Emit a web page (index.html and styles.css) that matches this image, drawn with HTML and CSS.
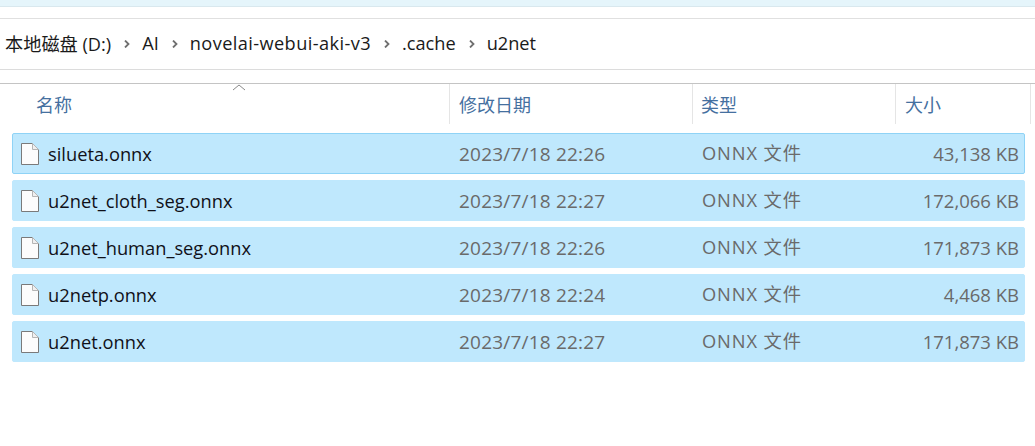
FILE: index.html
```html
<!DOCTYPE html>
<html lang="zh-CN">
<head>
<meta charset="utf-8">
<title>u2net</title>
<link rel="stylesheet" href="styles.css">
</head>
<body>
<svg class="defs" width="0" height="0" aria-hidden="true">
  <symbol id="file" viewBox="0 0 18 22">
    <path d="M0.5 0.5H11.5L17.5 6.5V21.5H0.5Z" fill="#fcfcfc" stroke="#7a7a7a"/>
    <path d="M11.5 0.5V6.5H17.5Z" fill="#f0f0f0" stroke="#b5b5b5"/>
  </symbol>
  <symbol id="chev" viewBox="0 0 6 8">
    <path d="M1 0.5L4.5 4L1 7.5" fill="none" stroke="#6f6f6f" stroke-width="1.8"/>
  </symbol>
</svg>
<div class="strip"></div>
<nav class="crumbs">
  <span>本地磁盘 (D:)</span><svg class="chev"><use href="#chev"/></svg>
  <span>AI</span><svg class="chev"><use href="#chev"/></svg>
  <span class="wide">novelai-webui-aki-v3</span><svg class="chev"><use href="#chev"/></svg>
  <span>.cache</span><svg class="chev"><use href="#chev"/></svg>
  <span>u2net</span>
</nav>
<div class="gap"></div>
<header class="head">
  <div class="col col-name">名称<svg class="sort" viewBox="0 0 14 7"><path d="M1 6L7 1L13 6" fill="none" stroke="#8a8a8a"/></svg></div>
  <div class="col col-date">修改日期</div>
  <div class="col col-type">类型</div>
  <div class="col col-size">大小</div>
</header>
<main class="list">
  <div class="row focus"><svg class="file"><use href="#file"/></svg><span class="name">silueta.onnx</span><span class="date">2023/7/18 22:26</span><span class="type">ONNX 文件</span><span class="size">43,138 KB</span></div>
  <div class="row"><svg class="file"><use href="#file"/></svg><span class="name">u2net_cloth_seg.onnx</span><span class="date">2023/7/18 22:27</span><span class="type">ONNX 文件</span><span class="size">172,066 KB</span></div>
  <div class="row"><svg class="file"><use href="#file"/></svg><span class="name">u2net_human_seg.onnx</span><span class="date">2023/7/18 22:26</span><span class="type">ONNX 文件</span><span class="size">171,873 KB</span></div>
  <div class="row"><svg class="file"><use href="#file"/></svg><span class="name">u2netp.onnx</span><span class="date">2023/7/18 22:24</span><span class="type">ONNX 文件</span><span class="size">4,468 KB</span></div>
  <div class="row"><svg class="file"><use href="#file"/></svg><span class="name">u2net.onnx</span><span class="date">2023/7/18 22:27</span><span class="type">ONNX 文件</span><span class="size">171,873 KB</span></div>
</main>
</body>
</html>
```

FILE: styles.css
```css
* { box-sizing: border-box; }
html, body { margin: 0; padding: 0; }
body {
  width: 1035px;
  height: 446px;
  overflow: hidden;
  background: #fff;
  font-family: "Open Sans", "Noto Sans CJK SC", sans-serif;
  font-size: 18px;
  color: #1a1a1a;
}
.defs { position: absolute; }
.strip {
  height: 7px;
  margin-bottom: 11px;
  background: #e5f5fb;
  border-bottom: 1px solid #d9e8ee;
}
.crumbs {
  height: 52px;
  display: flex;
  align-items: center;
  padding: 0 0 3px 5px;
  border-top: 1px solid #e0e0e0;
  border-bottom: 1px solid #dcdcdc;
  white-space: nowrap;
  font-size: 18.2px;
}
.wide { letter-spacing: 0.4px; }
.chev { width: 6px; height: 8px; margin: 3px 12px 0 13px; }
.gap { height: 13px; }
.head {
  height: 41px;
  display: flex;
  border-top: 1px solid #c4c4c4;
  color: #45709f;
  font-size: 18px;
}
.col {
  position: relative;
  padding-top: 9px;
  border-right: 1px solid #e5e5e5;
  line-height: 24px;
}
.col-name { width: 450px; padding-left: 36px; }
.col-date { width: 243px; padding-left: 9px; }
.col-type { width: 203px; padding-left: 8px; }
.col-size { width: 135px; padding-left: 9px; }
.sort { position: absolute; left: 232px; top: 0; width: 14px; height: 7px; }
.list {
  display: flex;
  flex-direction: column;
  gap: 6px;
  margin: 9px 10px 0 12px;
}
.row {
  height: 41px;
  display: flex;
  align-items: center;
  background: #bfe8fd;
  border: 1px solid #bfe8fd;
  border-radius: 2px;
  color: #6a6a6a;
}
.focus { border-color: #8fd3f6; }
.file { width: 18px; height: 22px; margin-left: 8px; flex: none; }
.name { width: 420px; padding-left: 9px; color: #101018; font-size: 18.3px; }
.date { width: 243px; font-size: 19px; letter-spacing: 0.2px; }
.type { width: 210px; font-size: 18.3px; letter-spacing: 0.9px; line-height: 24px; padding-bottom: 1px; }
.size { width: 107px; text-align: right; font-size: 18.5px; }
```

════════════════

■ Given task: Every line of the data should be copied as it stands, without the images.

■ Written solution:
Emit a web page (index.html and styles.css) that matches this image, drawn with HTML and CSS.
FILE: index.html
```html
<!DOCTYPE html>
<html lang="zh-CN">
<head>
<meta charset="utf-8">
<title>u2net</title>
<link rel="stylesheet" href="styles.css">
</head>
<body>
<svg class="defs" width="0" height="0" aria-hidden="true">
  <symbol id="file" viewBox="0 0 18 22">
    <path d="M0.5 0.5H11.5L17.5 6.5V21.5H0.5Z" fill="#fcfcfc" stroke="#7a7a7a"/>
    <path d="M11.5 0.5V6.5H17.5Z" fill="#f0f0f0" stroke="#b5b5b5"/>
  </symbol>
  <symbol id="chev" viewBox="0 0 6 8">
    <path d="M1 0.5L4.5 4L1 7.5" fill="none" stroke="#6f6f6f" stroke-width="1.8"/>
  </symbol>
</svg>
<div class="strip"></div>
<nav class="crumbs">
  <span>本地磁盘 (D:)</span><svg class="chev"><use href="#chev"/></svg>
  <span>AI</span><svg class="chev"><use href="#chev"/></svg>
  <span class="wide">novelai-webui-aki-v3</span><svg class="chev"><use href="#chev"/></svg>
  <span>.cache</span><svg class="chev"><use href="#chev"/></svg>
  <span>u2net</span>
</nav>
<div class="gap"></div>
<header class="head">
  <div class="col col-name">名称<svg class="sort" viewBox="0 0 14 7"><path d="M1 6L7 1L13 6" fill="none" stroke="#8a8a8a"/></svg></div>
  <div class="col col-date">修改日期</div>
  <div class="col col-type">类型</div>
  <div class="col col-size">大小</div>
</header>
<main class="list">
  <div class="row focus"><svg class="file"><use href="#file"/></svg><span class="name">silueta.onnx</span><span class="date">2023/7/18 22:26</span><span class="type">ONNX 文件</span><span class="size">43,138 KB</span></div>
  <div class="row"><svg class="file"><use href="#file"/></svg><span class="name">u2net_cloth_seg.onnx</span><span class="date">2023/7/18 22:27</span><span class="type">ONNX 文件</span><span class="size">172,066 KB</span></div>
  <div class="row"><svg class="file"><use href="#file"/></svg><span class="name">u2net_human_seg.onnx</span><span class="date">2023/7/18 22:26</span><span class="type">ONNX 文件</span><span class="size">171,873 KB</span></div>
  <div class="row"><svg class="file"><use href="#file"/></svg><span class="name">u2netp.onnx</span><span class="date">2023/7/18 22:24</span><span class="type">ONNX 文件</span><span class="size">4,468 KB</span></div>
  <div class="row"><svg class="file"><use href="#file"/></svg><span class="name">u2net.onnx</span><span class="date">2023/7/18 22:27</span><span class="type">ONNX 文件</span><span class="size">171,873 KB</span></div>
</main>
</body>
</html>
```

FILE: styles.css
```css
* { box-sizing: border-box; }
html, body { margin: 0; padding: 0; }
body {
  width: 1035px;
  height: 446px;
  overflow: hidden;
  background: #fff;
  font-family: "Open Sans", "Noto Sans CJK SC", sans-serif;
  font-size: 18px;
  color: #1a1a1a;
}
.defs { position: absolute; }
.strip {
  height: 7px;
  margin-bottom: 11px;
  background: #e5f5fb;
  border-bottom: 1px solid #d9e8ee;
}
.crumbs {
  height: 52px;
  display: flex;
  align-items: center;
  padding: 0 0 3px 5px;
  border-top: 1px solid #e0e0e0;
  border-bottom: 1px solid #dcdcdc;
  white-space: nowrap;
  font-size: 18.2px;
}
.wide { letter-spacing: 0.4px; }
.chev { width: 6px; height: 8px; margin: 3px 12px 0 13px; }
.gap { height: 13px; }
.head {
  height: 41px;
  display: flex;
  border-top: 1px solid #c4c4c4;
  color: #45709f;
  font-size: 18px;
}
.col {
  position: relative;
  padding-top: 9px;
  border-right: 1px solid #e5e5e5;
  line-height: 24px;
}
.col-name { width: 450px; padding-left: 36px; }
.col-date { width: 243px; padding-left: 9px; }
.col-type { width: 203px; padding-left: 8px; }
.col-size { width: 135px; padding-left: 9px; }
.sort { position: absolute; left: 232px; top: 0; width: 14px; height: 7px; }
.list {
  display: flex;
  flex-direction: column;
  gap: 6px;
  margin: 9px 10px 0 12px;
}
.row {
  height: 41px;
  display: flex;
  align-items: center;
  background: #bfe8fd;
  border: 1px solid #bfe8fd;
  border-radius: 2px;
  color: #6a6a6a;
}
.focus { border-color: #8fd3f6; }
.file { width: 18px; height: 22px; margin-left: 8px; flex: none; }
.name { width: 420px; padding-left: 9px; color: #101018; font-size: 18.3px; }
.date { width: 243px; font-size: 19px; letter-spacing: 0.2px; }
.type { width: 210px; font-size: 18.3px; letter-spacing: 0.9px; line-height: 24px; padding-bottom: 1px; }
.size { width: 107px; text-align: right; font-size: 18.5px; }
```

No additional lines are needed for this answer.